Abstract

Adsorbed water in slitlike micropores of ca. 1.0 nm width of jarosite and alunite (nanopile) was distinguished by the dielectric properties and H NMR parameters for mono-, bi-, and trimolecular layers. In a monolayer water molecules seem to have a mode of rotational motion and show no phase transition in the rage 30 ~- 80 °C, in a multilayer have a mode of translational motion and freeze at about -30 °C and in a three layer (q=1.5) in the 1 nm slitlike micropores change their motional mode from rotation to translation across about -30 °C. The extreme immobilization of water molecules at q=1.5, which was suggested by a maximum dielectric relaxation time and very small heat of fusion, was attributed to a filling of the slitlike micropores with water molecules which bridge the first layers on both walls of the micropores through hydrogen bonding.
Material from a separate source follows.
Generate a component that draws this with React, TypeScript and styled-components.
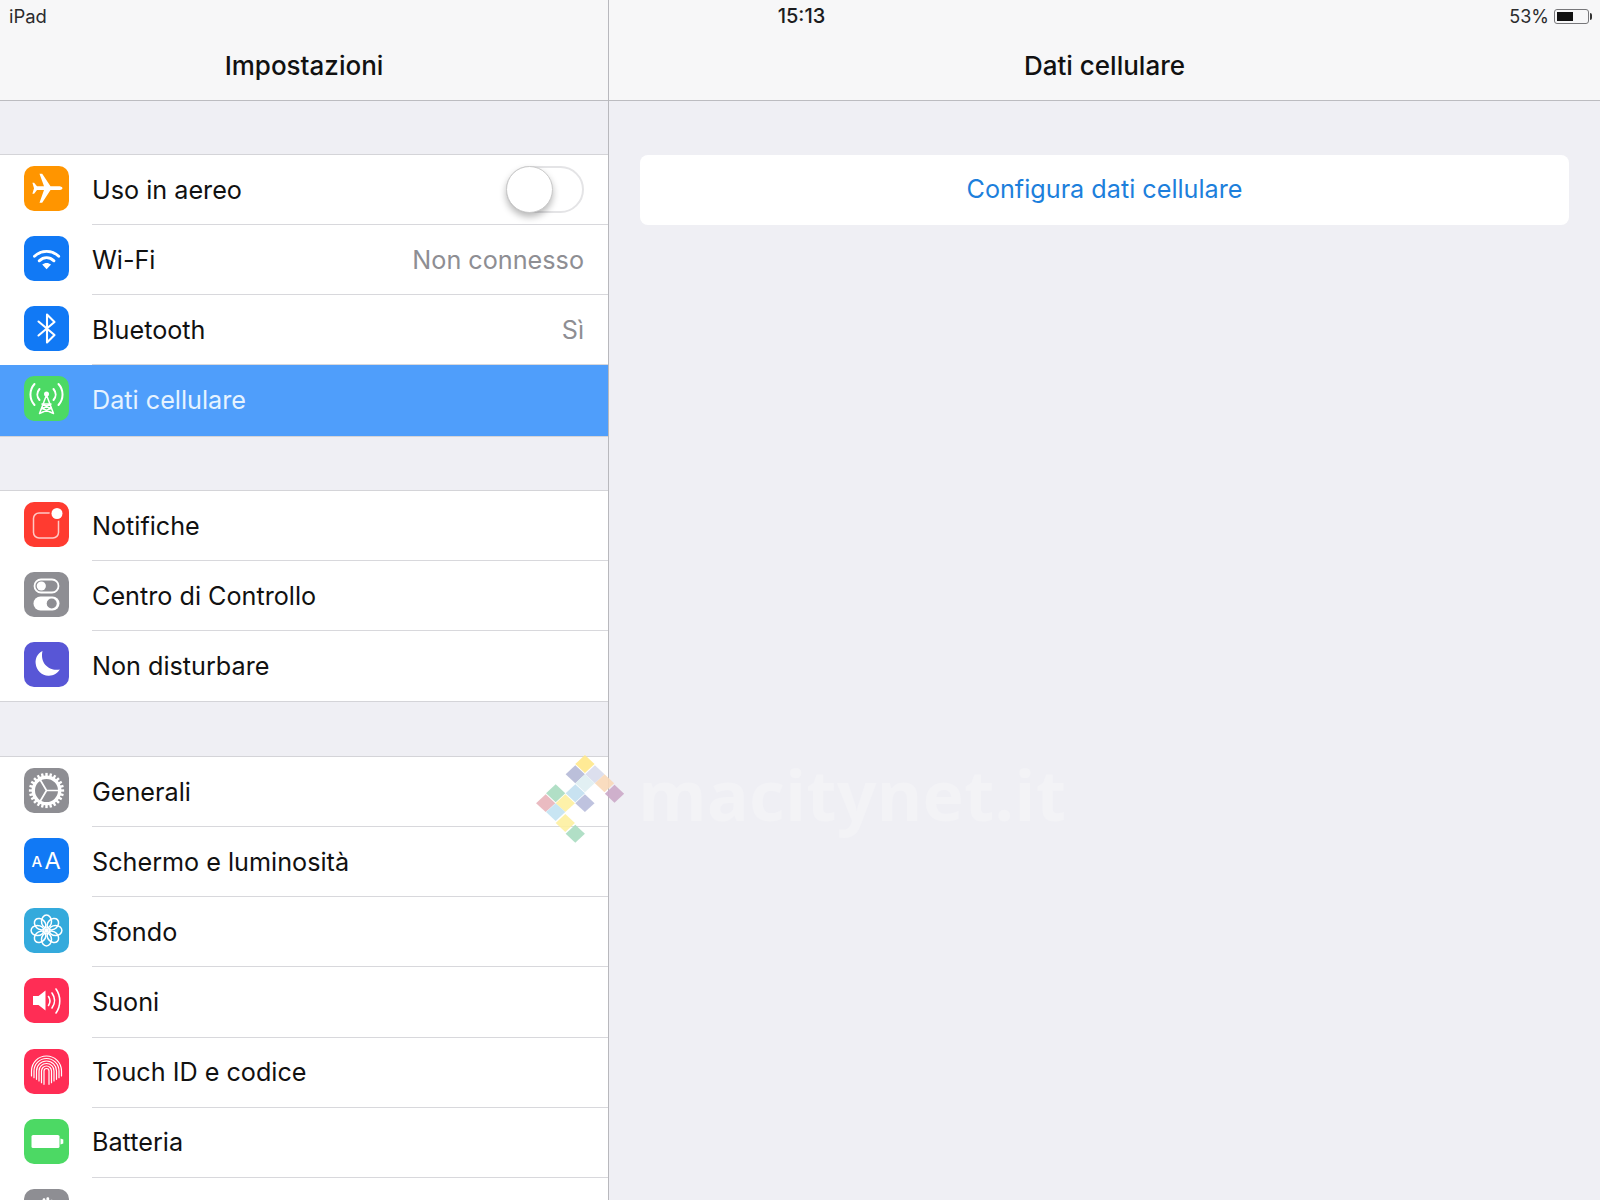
import React from "react"
import styled, { createGlobalStyle } from "styled-components"

const GlobalStyle = createGlobalStyle`
html, body {
    margin: 0;
    padding: 0;
    background: #efeff4;
}
* {
    box-sizing: border-box;
}
`

const ink = { fill: "none", stroke: "#fff", strokeLinecap: "round", strokeLinejoin: "round" } as const

const PlaneIcon = () => (
    <svg viewBox="0 0 45 45" width="45" height="45">
        <path fill="#fff" d="M38.500 22.200c0-1.300-2.200-1.900-4.200-1.900H26.500L18.200 7.700h-2.700L20 20.300h-7l-2.900-3.600H8.400L10 22.200 8.400 27.700h1.700l2.900-3.600h7L15.500 36.700h2.700l8.300-12.600h7.800c2 0 4.200-.6 4.200-1.900z" />
    </svg>
)

const WifiIcon = () => (
    <svg viewBox="0 0 45 45" width="45" height="45">
        <path {...ink} strokeWidth="2.900" d="M10.500 20.200c7-6.400 17.200-6.400 24.200 0" />
        <path {...ink} strokeWidth="2.900" d="M15.200 24.800c4.500-4 10.300-4 14.800 0" />
        <path fill="#fff" d="M22.600 33.200l-4.400-4.600c2.500-2.200 6.300-2.200 8.800 0z" />
    </svg>
)

const BluetoothIcon = () => (
    <svg viewBox="0 0 45 45" width="45" height="45">
        <path {...ink} strokeWidth="2.100" d="M14.500 15.500l16 13.500-7.500 7.500V8.500l7.500 7.500-16 13.500" />
    </svg>
)

const CellularIcon = () => (
    <svg viewBox="0 0 45 45" width="45" height="45">
        <circle cx="22.500" cy="18" r="2.500" fill="#fff" />
        <path {...ink} strokeWidth="1.500" d="M22.500 19L15.500 37.500M22.500 19l7 18.500M19 28h7M17.500 33l9.500-5M27.500 33l-9.500-5M15.500 37.500l10-4.500M29.500 37.500l-10-4.500" />
        <path {...ink} strokeWidth="2" d="M15.500 13c-2.800 3.300-2.800 7.700 0 11M29.500 13c2.800 3.300 2.800 7.700 0 11M10.500 8c-5.400 6-5.400 15 0 21M34.500 8c5.400 6 5.400 15 0 21" />
    </svg>
)

const NotifyIcon = () => (
    <svg viewBox="0 0 45 45" width="45" height="45">
        <rect x="9.500" y="11" width="25" height="25" rx="5.500" {...ink} stroke="#ffc9c5" strokeWidth="1.500" />
        <circle cx="33" cy="11.500" r="7.400" fill="#ff3b30" />
        <circle cx="33" cy="11.500" r="5.500" fill="#fff" />
    </svg>
)

const SwitchesIcon = () => (
    <svg viewBox="0 0 45 45" width="45" height="45">
        <rect x="10.500" y="7.500" width="24" height="13" rx="6.500" {...ink} strokeWidth="1.800" />
        <circle cx="17.300" cy="14" r="4.600" fill="#fff" />
        <rect x="9.500" y="24.500" width="26" height="14" rx="7" fill="#fff" />
        <circle cx="27.700" cy="31.500" r="5" fill="#8e8e93" />
    </svg>
)

const MoonIcon = () => (
    <svg viewBox="0 0 45 45" width="45" height="45">
        <path fill="#fff" d="M18.500 9C13.500 11.500 11 16.500 11.700 21.800c.8 7 6.600 12.300 13.300 11.900 4.600-.3 8.700-2.600 10.800-6.300-9.600 2.300-20.300-5.400-17.300-18.400z" />
    </svg>
)

const GearIcon = () => (
    <svg viewBox="0 0 45 45" width="45" height="45">
        {Array.from({ length: 24 }).map((_, i) => (
            <rect key={i} x="21.300" y="4.900" width="2.400" height="5" fill="#fff" transform={`rotate(${i * 15} 22.500 22.500)`} />
        ))}
        <circle cx="22.500" cy="22.500" r="13.200" {...ink} strokeWidth="3.400" />
        <path {...ink} strokeWidth="1.700" d="M22.500 22.500H35M22.500 22.500L16 11.500M22.500 22.500L16 33.500" />
    </svg>
)

const AaIcon = () => (
    <svg viewBox="0 0 45 45" width="45" height="45">
        <text x="7.500" y="29" fill="#fff" fontFamily="Inter, sans-serif" fontSize="15" fontWeight="500">A</text>
        <text x="20.500" y="31" fill="#fff" fontFamily="Inter, sans-serif" fontSize="23.500">A</text>
    </svg>
)

const FlowerIcon = () => (
    <svg viewBox="0 0 45 45" width="45" height="45">
        {Array.from({ length: 8 }).map((_, i) => (
            <ellipse key={i} cx="22.500" cy="13.500" rx="5" ry="6.400" {...ink} strokeWidth="1.500" transform={`rotate(${i * 45} 22.500 22.500)`} />
        ))}
        <circle cx="22.500" cy="22.500" r="1.900" fill="#fff" />
    </svg>
)

const SpeakerIcon = () => (
    <svg viewBox="0 0 45 45" width="45" height="45">
        <path fill="#fff" d="M9 18h5.500l7-5.500v20l-7-5.500H9z" />
        <path {...ink} strokeWidth="1.600" d="M24.500 18.500c2 3 2 6 0 9M28 15c3.500 5 3.500 10 0 15M32 11c5 7 5 17 0 24" />
    </svg>
)

const FingerprintIcon = () => (
    <svg viewBox="0 0 45 45" width="45" height="45">
        <g {...ink} strokeWidth="1.200">
            {[15, 12.500, 10, 7.500, 5, 2.500].map((r)=>(
                <path key={r} d={`M${22.500 - r} ${37 - r / 1.500}V22a${r} ${r} 0 0 1 ${r * 2} 0V${37 - r / 1.500}`} />
            ))}
        </g>
    </svg>
)

const BatteryGlyph = () => (
    <svg viewBox="0 0 45 45" width="45" height="45">
        <rect x="7.500" y="16" width="28" height="13" rx="1.600" fill="#fff" />
        <path fill="#fff" d="M36.500 19.500l2.800 1v4l-2.800 1z" />
    </svg>
)

const HandIcon = () => (
    <svg viewBox="0 0 45 45" width="45" height="45">
        <path fill="#fff" d="M15 24V14c0-1.800 2.600-1.800 2.600 0v7h1V10.500c0-1.800 2.800-1.800 2.800 0V21h1V9.500c0-1.800 2.800-1.800 2.800 0V21h1V12c0-1.800 2.700-1.800 2.700 0v16c0 6-3.500 9-8 9-4 0-6-2-8-6l-3.500-7c-.8-1.600 1.300-2.800 2.400-1.500z" />
    </svg>
)

const Shell = styled.div`
position: relative;
width: 1600px;
height: 1200px;
overflow: hidden;
display: flex;
background-color: #efeff4;
font-family: Inter, "Liberation Sans", sans-serif;
`
const StatusBar = styled.div`
position: absolute;
top: 0;
left: 0;
right: 0;
height: 32px;
padding: 0 11px 0 9px;
display: grid;
grid-template-columns: 1fr auto 1fr;
align-items: center;
font-size: 18.400px;
color: #2b2b2d;
`
const Clock = styled.span`
margin-left: 5px;
font-weight: 500;
font-size: 20px;
color: #1c1c1e;
`
const Power = styled.div`
justify-self: end;
display: flex;
align-items: center;
gap: 5px;
font-size: 18px;
`
const BatteryCase = styled.div`
position: relative;
width: 35px;
height: 15px;
padding: 2px;
border: 1px solid #77777a;
border-radius: 3px;
&::after{
    content: "";
    position: absolute;
    top: 3px;
    right: -4px;
    width: 2px;
    height: 7px;
    border-radius: 0 2px 2px 0;
    background-color: #333;
}
`
const BatteryLevel = styled.div<{level: number}>`
height: 100%;
width: ${({level})=>level}%;
background-color: #111;
`
const Sidebar = styled.aside`
width: 609px;
flex-shrink: 0;
border-right: 1px solid #b8b8bd;
`
const Detail = styled.main`
flex: 1;
`
const NavBar = styled.header`
height: 101px;
padding-top: 31px;
display: flex;
align-items: center;
justify-content: center;
background-color: #f7f7f8;
border-bottom: 1px solid #bcbcc0;
font-size: 26px;
font-weight: 500;
color: #111;
`
const Group = styled.section`
margin-top: 55.500px;
background-color: #fff;
box-shadow: 0 -1px 0 #d4d4d8, 0 1px 0 #d4d4d8;
&:first-of-type{
    margin-top: 54px;
}
`
const Row = styled.div<{active?: boolean}>`
height: 70.150px;
padding-left: 23.500px;
display: flex;
align-items: stretch;
gap: 23.500px;
font-size: 25.200px;
color: ${({active})=>active ? "#e6f3ff" : "#111"};
background-color: ${({active})=>active ? "#4f9efb" : "transparent"};
`
const IconTile = styled.div<{tone: string}>`
align-self: center;
width: 45px;
height: 45px;
margin-bottom: 3px;
flex-shrink: 0;
border-radius: 10px;
overflow: hidden;
display: flex;
background-color: ${({tone})=>tone};
`
const RowBody = styled.div<{flat?: boolean}>`
flex: 1;
padding-right: 24px;
display: flex;
align-items: center;
justify-content: space-between;
border-bottom: 1px solid ${({flat})=>flat ? "transparent" : "#d8d8dc"};
`
const RowValue = styled.span`
color: #8e8e93;
`
const Toggle = styled.div`
position: relative;
width: 78px;
height: 47px;
border: 2px solid #e4e4e6;
border-radius: 24px;
background-color: #fff;
`
const Knob = styled.div`
position: absolute;
top: -2px;
left: -2px;
width: 47px;
height: 47px;
border-radius: 50%;
background-color: #fff;
border: 1px solid #c9c9c9;
box-shadow: 0 4px 7px rgba(0,0,0,.28);
`
const DetailBody = styled.div`
padding: 54px 31px 0;
`
const ActionCard = styled.div`
height: 70px;
padding-bottom: 2px;
display: flex;
align-items: center;
justify-content: center;
background-color: #fff;
border-radius: 8px;
font-size: 25.200px;
color: #1d7fdc;
`
const Watermark = styled.div`
position: absolute;
left: 520px;
top: 740px;
display: flex;
align-items: center;
pointer-events: none;
`
const WatermarkName = styled.span`
margin: 0 0 6px 11px;
font-family: "Open Sans", sans-serif;
font-size: 70px;
font-weight: 700;
color: rgba(255,255,255,.24);
`

const marks = [
    [182, 72, "#ffe88a"], [155, 103, "#b4b8d6"], [210, 103, "#d8dcec"], [182, 130, "#dfeef2"],
    [237, 130, "#f8d8b8"], [265, 162, "#cba9c8"], [100, 160, "#a8dcc0"], [155, 160, "#c2dff0"],
    [72, 190, "#e8b4ba"], [127, 190, "#fdf0a0"], [182, 190, "#b8bcdc"], [100, 217, "#c2e2f2"],
    [127, 250, "#fdf0a0"], [155, 282, "#a8dcc0"],
] as const

type RowData = {
    label: string
    tone: string
    icon: React.ReactNode
    value?: string
    toggle?: boolean
    active?: boolean
}

const rows: RowData[][] = [
    [
        { label: "Uso in aereo", tone: "#ff9500", icon: <PlaneIcon />, toggle: true },
        { label: "Wi-Fi", tone: "#1179f5", icon: <WifiIcon />, value: "Non connesso" },
        { label: "Bluetooth", tone: "#1179f5", icon: <BluetoothIcon />, value: "Sì" },
        { label: "Dati cellulare", tone: "#4cd964", icon: <CellularIcon />, active: true },
    ],
    [
        { label: "Notifiche", tone: "#ff3b30", icon: <NotifyIcon /> },
        { label: "Centro di Controllo", tone: "#8e8e93", icon: <SwitchesIcon /> },
        { label: "Non disturbare", tone: "#5856d6", icon: <MoonIcon /> },
    ],
    [
        { label: "Generali", tone: "#8e8e93", icon: <GearIcon /> },
        { label: "Schermo e luminosità", tone: "#1179f5", icon: <AaIcon /> },
        { label: "Sfondo", tone: "#34aadc", icon: <FlowerIcon /> },
        { label: "Suoni", tone: "#ff2d55", icon: <SpeakerIcon /> },
        { label: "Touch ID e codice", tone: "#ff2d55", icon: <FingerprintIcon /> },
        { label: "Batteria", tone: "#4cd964", icon: <BatteryGlyph /> },
        // last row runs off the bottom of the screen, only its icon shows
        { label: "", tone: "#8e8e93", icon: <HandIcon /> },
    ],
]

const App = ()=>{
    return(
        <Shell>
            <GlobalStyle />
            <Sidebar>
                <NavBar>Impostazioni</NavBar>
                {rows.map((group, g)=>(
                    <Group key={g}>
                        {group.map((row, i)=>(
                            <Row key={i} active={row.active}>
                                <IconTile tone={row.tone}>{row.icon}</IconTile>
                                <RowBody flat={row.active || i === group.length - 1}>
                                    <span>{row.label}</span>
                                    {row.value && <RowValue>{row.value}</RowValue>}
                                    {row.toggle && <Toggle><Knob /></Toggle>}
                                </RowBody>
                            </Row>
                        ))}
                    </Group>
                ))}
            </Sidebar>
            <Detail>
                <NavBar>Dati cellulare</NavBar>
                <DetailBody>
                    <ActionCard>Configura dati cellulare</ActionCard>
                </DetailBody>
            </Detail>
            <StatusBar>
                <span>iPad</span>
                <Clock>15:13</Clock>
                <Power>
                    53%
                    <BatteryCase><BatteryLevel level={55} /></BatteryCase>
                </Power>
            </StatusBar>
            <Watermark>
                <svg viewBox="0 0 300 340" width="107" height="113" preserveAspectRatio="none">
                    {marks.map(([x, y, colour], i)=>(
                        <path key={i} d={`M${x} ${y - 27}l27 27-27 27-27-27z`} fill={colour} fillOpacity=".9" />
                    ))}
                </svg>
                <WatermarkName>macitynet.it</WatermarkName>
            </Watermark>
        </Shell>
    )
}

export default App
Water adsorbed on the inner and outer surfaces of nanotubules, imogolite (pore diameter d=1.0 nm) and chrysotile (d= 7 nm), showed two NMR relaxation rates. The fast and slow relaxation rate for chrysotile are ascribed to water on an inner and outer surface, respectively. Water with fast relaxation mode had three states at the higher coverage of q>3 and are adsorbed in the mesopores by capillary condensation to form a liquid phase that may be supercooled down to -60 °C. The slow relaxation rate for imogolite seems to arise from water immobilized on an inner surface of the cylindrical micropores. Water on a nanobaloon, allophane (d=1.5-3 nm) having small holes (0.3-0.5 nm in diameter) on the wall, also has two relaxation rates. The longitudinal relaxation of water in the micropores is faster in the order of spherical>cylindrical>slitlike.